═══ Given data ═══
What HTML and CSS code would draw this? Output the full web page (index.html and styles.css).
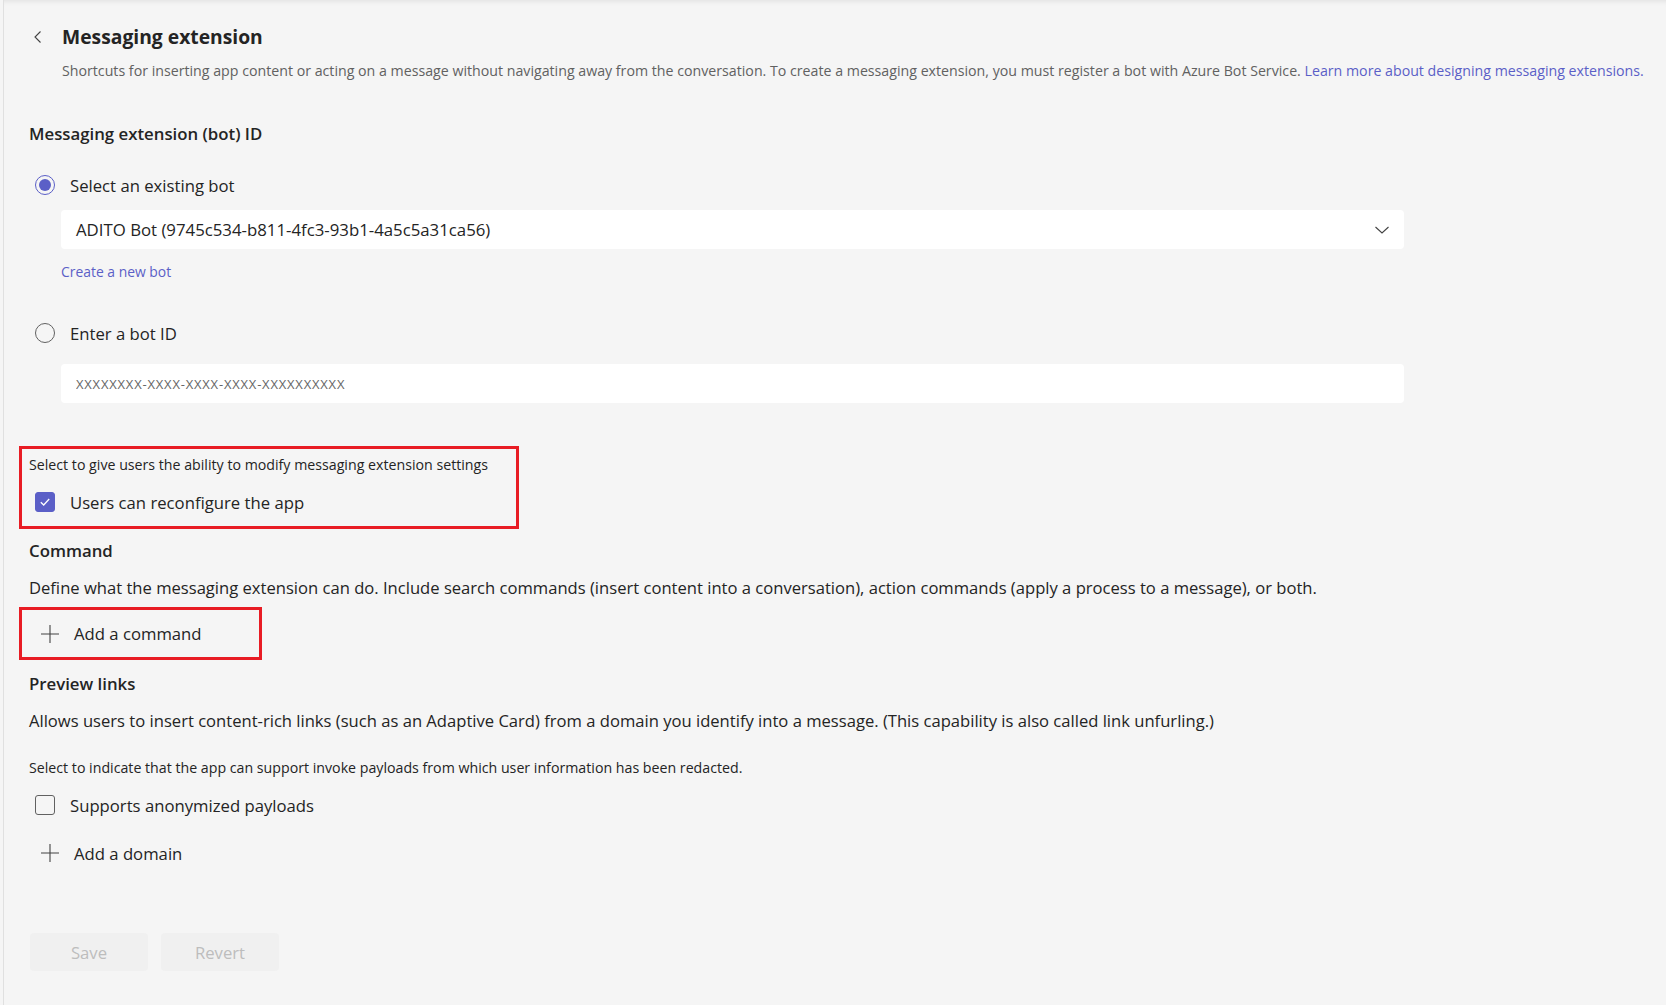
FILE: index.html
```html
<!DOCTYPE html>
<html lang="en">
<head>
    <meta charset="UTF-8">
    <title>Messaging extension</title>
    <link rel="stylesheet" href="styles.css">
</head>
<body>
    <div class="page">
        <header class="page-header">
            <div class="title-row">
                <button class="back-btn" type="button" aria-label="Back">
                    <svg width="16" height="16" viewBox="0 0 16 16"><path d="M10.5 2.5 5 8l5.5 5.5" fill="none" stroke="#424242" stroke-width="1.1"/></svg>
                </button>
                <h1>Messaging extension</h1>
            </div>
            <p class="page-desc">Shortcuts for inserting app content or acting on a message without navigating away from the conversation. To create a messaging extension, you must register a bot with Azure Bot Service. <a href="#">Learn more about designing messaging extensions.</a></p>
        </header>

        <section class="bot-section">
            <h2 class="section-title">Messaging extension (bot) ID</h2>
            <label class="option">
                <input type="radio" name="bot" checked hidden>
                <span class="radio checked"></span>
                Select an existing bot
            </label>
            <div class="dropdown">
                <span>ADITO Bot (9745c534-b811-4fc3-93b1-4a5c5a31ca56)</span>
                <svg width="16" height="16" viewBox="0 0 16 16"><path d="M1.5 5 8 11l6.5-6" fill="none" stroke="#424242" stroke-width="1.1"/></svg>
            </div>
            <a class="create-link" href="#">Create a new bot</a>
            <label class="option option-second">
                <input type="radio" name="bot" hidden>
                <span class="radio"></span>
                Enter a bot ID
            </label>
            <input class="text-input" type="text" placeholder="XXXXXXXX-XXXX-XXXX-XXXX-XXXXXXXXXX">
        </section>

        <div class="highlight highlight-reconfig">
            <p class="hint">Select to give users the ability to modify messaging extension settings</p>
            <label class="option option-check">
                <span class="checkbox checked">
                    <svg width="14" height="14" viewBox="0 0 14 14"><path d="M2.8 7.2 5.7 10l5.5-6" fill="none" stroke="#fff" stroke-width="1.3"/></svg>
                </span>
                Users can reconfigure the app
            </label>
        </div>

        <h2 class="section-title command-title">Command</h2>
        <p class="section-text">Define what the messaging extension can do. Include search commands (insert content into a conversation), action commands (apply a process to a message), or both.</p>
        <div class="highlight highlight-command">
            <button class="add-btn" type="button">
                <svg width="20" height="20" viewBox="0 0 20 20"><path d="M10 1v18M1 10h18" fill="none" stroke="#424242" stroke-width="1.1"/></svg>
                Add a command
            </button>
        </div>

        <h2 class="section-title preview-title">Preview links</h2>
        <p class="section-text">Allows users to insert content-rich links (such as an Adaptive Card) from a domain you identify into a message. (This capability is also called link unfurling.)</p>
        <p class="hint hint-payloads">Select to indicate that the app can support invoke payloads from which user information has been redacted.</p>
        <label class="option option-check option-payloads">
            <span class="checkbox"></span>
            Supports anonymized payloads
        </label>
        <button class="add-btn add-domain" type="button">
            <svg width="20" height="20" viewBox="0 0 20 20"><path d="M10 1v18M1 10h18" fill="none" stroke="#424242" stroke-width="1.1"/></svg>
            Add a domain
        </button>

        <div class="actions">
            <button class="action-btn" type="button" disabled>Save</button>
            <button class="action-btn" type="button" disabled>Revert</button>
        </div>
    </div>
</body>
</html>
```

FILE: styles.css
```css
* {
    margin: 0;
    padding: 0;
    box-sizing: border-box;
    font-family: "Segoe UI", "Open Sans", sans-serif;
}

body {
    background: #f5f5f5;
    color: #242424;
    min-height: 100vh;
}

.page {
    margin-left: 3px;
    border-left: 1px solid #e0e0e0;
    padding: 24px 0 30px 25px;
    min-height: 100vh;
    box-shadow: inset 0 6px 6px -6px rgba(0,0,0,0.12);
}

.title-row {
    display: flex;
    align-items: center;
    height: 26px;
}

.back-btn {
    background: none;
    border: none;
    width: 16px;
    height: 16px;
    margin-left: 1px;
    margin-right: 16px;
    display: flex;
}

h1 {
    font-size: 19.3px;
    font-weight: 700;
    line-height: 26px;
}

.page-desc {
    margin: 11px 0 0 33px;
    font-size: 14.2px;
    line-height: 20px;
    color: #616161;
    white-space: nowrap;
}

.page-desc a, .create-link {
    color: #5b5fc7;
    text-decoration: none;
}

.section-title {
    font-size: 16.8px;
    font-weight: 600;
    line-height: 22px;
}

.bot-section .section-title {
    margin-top: 42px;
}

.option {
    display: flex;
    align-items: center;
    gap: 15px;
    height: 24px;
    margin-left: 6px;
    margin-top: 28px;
    font-size: 16.7px;
}

.radio {
    width: 20px;
    height: 20px;
    border: 1px solid #616161;
    border-radius: 50%;
    display: flex;
    align-items: center;
    justify-content: center;
}

.radio.checked {
    border-color: #5b5fc7;
}

.radio.checked::after {
    content: "";
    width: 12px;
    height: 12px;
    border-radius: 50%;
    background: #5b5fc7;
}

.dropdown, .text-input {
    display: flex;
    align-items: center;
    justify-content: space-between;
    width: 1343px;
    height: 39px;
    margin: 13px 0 0 32px;
    padding: 0 14px 0 15px;
    background: white;
    border: none;
    border-radius: 4px;
    font-size: 16.8px;
}

.create-link {
    display: block;
    margin: 13px 0 0 32px;
    font-size: 13.9px;
    line-height: 20px;
}

.option-second {
    margin-top: 39px;
}

.text-input {
    margin-top: 19px;
    font-size: 13px;
    letter-spacing: 0.8px;
    outline: none;
}

.text-input::placeholder {
    color: #666;
}

.highlight {
    border: 3px solid #e81c24;
    margin-left: -10px;
    padding-left: 7px;
}

.highlight-reconfig {
    width: 500px;
    margin-top: 43px;
    padding-top: 6px;
    padding-bottom: 12px;
}

.hint {
    font-size: 14.2px;
    line-height: 20px;
}

.option-check {
    margin-top: 15px;
}

.checkbox {
    width: 20px;
    height: 20px;
    border: 1px solid #616161;
    border-radius: 3px;
    display: flex;
    align-items: center;
    justify-content: center;
}

.checkbox.checked {
    background: #5b5fc7;
    border-color: #5b5fc7;
}

.command-title {
    margin-top: 11px;
}

.section-text {
    margin-top: 15px;
    font-size: 16.6px;
    line-height: 22px;
}

.highlight-command {
    width: 243px;
    height: 53px;
    margin-top: 8px;
    display: flex;
    align-items: center;
}

.add-btn {
    display: flex;
    align-items: center;
    gap: 14px;
    height: 24px;
    margin-left: 11px;
    background: none;
    border: none;
    font-size: 16.7px;
    color: #242424;
}

.preview-title {
    margin-top: 13px;
}

.hint-payloads {
    margin-top: 26px;
}

.add-domain {
    margin-top: 24px;
}

.actions {
    display: flex;
    gap: 13px;
    margin-top: 68px;
    margin-left: 1px;
}

.action-btn {
    width: 118px;
    height: 38px;
    background: #f0f0f0;
    color: #bdbdbd;
    border: none;
    border-radius: 4px;
    font-size: 16.7px;
}
```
═══
### Exercise task
Omit pictures; set down the rest of the material word for word.

### Output for this exercise
What HTML and CSS code would draw this? Output the full web page (index.html and styles.css).
FILE: index.html
```html
<!DOCTYPE html>
<html lang="en">
<head>
    <meta charset="UTF-8">
    <title>Messaging extension</title>
    <link rel="stylesheet" href="styles.css">
</head>
<body>
    <div class="page">
        <header class="page-header">
            <div class="title-row">
                <button class="back-btn" type="button" aria-label="Back">
                    <svg width="16" height="16" viewBox="0 0 16 16"><path d="M10.5 2.5 5 8l5.5 5.5" fill="none" stroke="#424242" stroke-width="1.1"/></svg>
                </button>
                <h1>Messaging extension</h1>
            </div>
            <p class="page-desc">Shortcuts for inserting app content or acting on a message without navigating away from the conversation. To create a messaging extension, you must register a bot with Azure Bot Service. <a href="#">Learn more about designing messaging extensions.</a></p>
        </header>

        <section class="bot-section">
            <h2 class="section-title">Messaging extension (bot) ID</h2>
            <label class="option">
                <input type="radio" name="bot" checked hidden>
                <span class="radio checked"></span>
                Select an existing bot
            </label>
            <div class="dropdown">
                <span>ADITO Bot (9745c534-b811-4fc3-93b1-4a5c5a31ca56)</span>
                <svg width="16" height="16" viewBox="0 0 16 16"><path d="M1.5 5 8 11l6.5-6" fill="none" stroke="#424242" stroke-width="1.1"/></svg>
            </div>
            <a class="create-link" href="#">Create a new bot</a>
            <label class="option option-second">
                <input type="radio" name="bot" hidden>
                <span class="radio"></span>
                Enter a bot ID
            </label>
            <input class="text-input" type="text" placeholder="XXXXXXXX-XXXX-XXXX-XXXX-XXXXXXXXXX">
        </section>

        <div class="highlight highlight-reconfig">
            <p class="hint">Select to give users the ability to modify messaging extension settings</p>
            <label class="option option-check">
                <span class="checkbox checked">
                    <svg width="14" height="14" viewBox="0 0 14 14"><path d="M2.8 7.2 5.7 10l5.5-6" fill="none" stroke="#fff" stroke-width="1.3"/></svg>
                </span>
                Users can reconfigure the app
            </label>
        </div>

        <h2 class="section-title command-title">Command</h2>
        <p class="section-text">Define what the messaging extension can do. Include search commands (insert content into a conversation), action commands (apply a process to a message), or both.</p>
        <div class="highlight highlight-command">
            <button class="add-btn" type="button">
                <svg width="20" height="20" viewBox="0 0 20 20"><path d="M10 1v18M1 10h18" fill="none" stroke="#424242" stroke-width="1.1"/></svg>
                Add a command
            </button>
        </div>

        <h2 class="section-title preview-title">Preview links</h2>
        <p class="section-text">Allows users to insert content-rich links (such as an Adaptive Card) from a domain you identify into a message. (This capability is also called link unfurling.)</p>
        <p class="hint hint-payloads">Select to indicate that the app can support invoke payloads from which user information has been redacted.</p>
        <label class="option option-check option-payloads">
            <span class="checkbox"></span>
            Supports anonymized payloads
        </label>
        <button class="add-btn add-domain" type="button">
            <svg width="20" height="20" viewBox="0 0 20 20"><path d="M10 1v18M1 10h18" fill="none" stroke="#424242" stroke-width="1.1"/></svg>
            Add a domain
        </button>

        <div class="actions">
            <button class="action-btn" type="button" disabled>Save</button>
            <button class="action-btn" type="button" disabled>Revert</button>
        </div>
    </div>
</body>
</html>
```

FILE: styles.css
```css
* {
    margin: 0;
    padding: 0;
    box-sizing: border-box;
    font-family: "Segoe UI", "Open Sans", sans-serif;
}

body {
    background: #f5f5f5;
    color: #242424;
    min-height: 100vh;
}

.page {
    margin-left: 3px;
    border-left: 1px solid #e0e0e0;
    padding: 24px 0 30px 25px;
    min-height: 100vh;
    box-shadow: inset 0 6px 6px -6px rgba(0,0,0,0.12);
}

.title-row {
    display: flex;
    align-items: center;
    height: 26px;
}

.back-btn {
    background: none;
    border: none;
    width: 16px;
    height: 16px;
    margin-left: 1px;
    margin-right: 16px;
    display: flex;
}

h1 {
    font-size: 19.3px;
    font-weight: 700;
    line-height: 26px;
}

.page-desc {
    margin: 11px 0 0 33px;
    font-size: 14.2px;
    line-height: 20px;
    color: #616161;
    white-space: nowrap;
}

.page-desc a, .create-link {
    color: #5b5fc7;
    text-decoration: none;
}

.section-title {
    font-size: 16.8px;
    font-weight: 600;
    line-height: 22px;
}

.bot-section .section-title {
    margin-top: 42px;
}

.option {
    display: flex;
    align-items: center;
    gap: 15px;
    height: 24px;
    margin-left: 6px;
    margin-top: 28px;
    font-size: 16.7px;
}

.radio {
    width: 20px;
    height: 20px;
    border: 1px solid #616161;
    border-radius: 50%;
    display: flex;
    align-items: center;
    justify-content: center;
}

.radio.checked {
    border-color: #5b5fc7;
}

.radio.checked::after {
    content: "";
    width: 12px;
    height: 12px;
    border-radius: 50%;
    background: #5b5fc7;
}

.dropdown, .text-input {
    display: flex;
    align-items: center;
    justify-content: space-between;
    width: 1343px;
    height: 39px;
    margin: 13px 0 0 32px;
    padding: 0 14px 0 15px;
    background: white;
    border: none;
    border-radius: 4px;
    font-size: 16.8px;
}

.create-link {
    display: block;
    margin: 13px 0 0 32px;
    font-size: 13.9px;
    line-height: 20px;
}

.option-second {
    margin-top: 39px;
}

.text-input {
    margin-top: 19px;
    font-size: 13px;
    letter-spacing: 0.8px;
    outline: none;
}

.text-input::placeholder {
    color: #666;
}

.highlight {
    border: 3px solid #e81c24;
    margin-left: -10px;
    padding-left: 7px;
}

.highlight-reconfig {
    width: 500px;
    margin-top: 43px;
    padding-top: 6px;
    padding-bottom: 12px;
}

.hint {
    font-size: 14.2px;
    line-height: 20px;
}

.option-check {
    margin-top: 15px;
}

.checkbox {
    width: 20px;
    height: 20px;
    border: 1px solid #616161;
    border-radius: 3px;
    display: flex;
    align-items: center;
    justify-content: center;
}

.checkbox.checked {
    background: #5b5fc7;
    border-color: #5b5fc7;
}

.command-title {
    margin-top: 11px;
}

.section-text {
    margin-top: 15px;
    font-size: 16.6px;
    line-height: 22px;
}

.highlight-command {
    width: 243px;
    height: 53px;
    margin-top: 8px;
    display: flex;
    align-items: center;
}

.add-btn {
    display: flex;
    align-items: center;
    gap: 14px;
    height: 24px;
    margin-left: 11px;
    background: none;
    border: none;
    font-size: 16.7px;
    color: #242424;
}

.preview-title {
    margin-top: 13px;
}

.hint-payloads {
    margin-top: 26px;
}

.add-domain {
    margin-top: 24px;
}

.actions {
    display: flex;
    gap: 13px;
    margin-top: 68px;
    margin-left: 1px;
}

.action-btn {
    width: 118px;
    height: 38px;
    background: #f0f0f0;
    color: #bdbdbd;
    border: none;
    border-radius: 4px;
    font-size: 16.7px;
}
```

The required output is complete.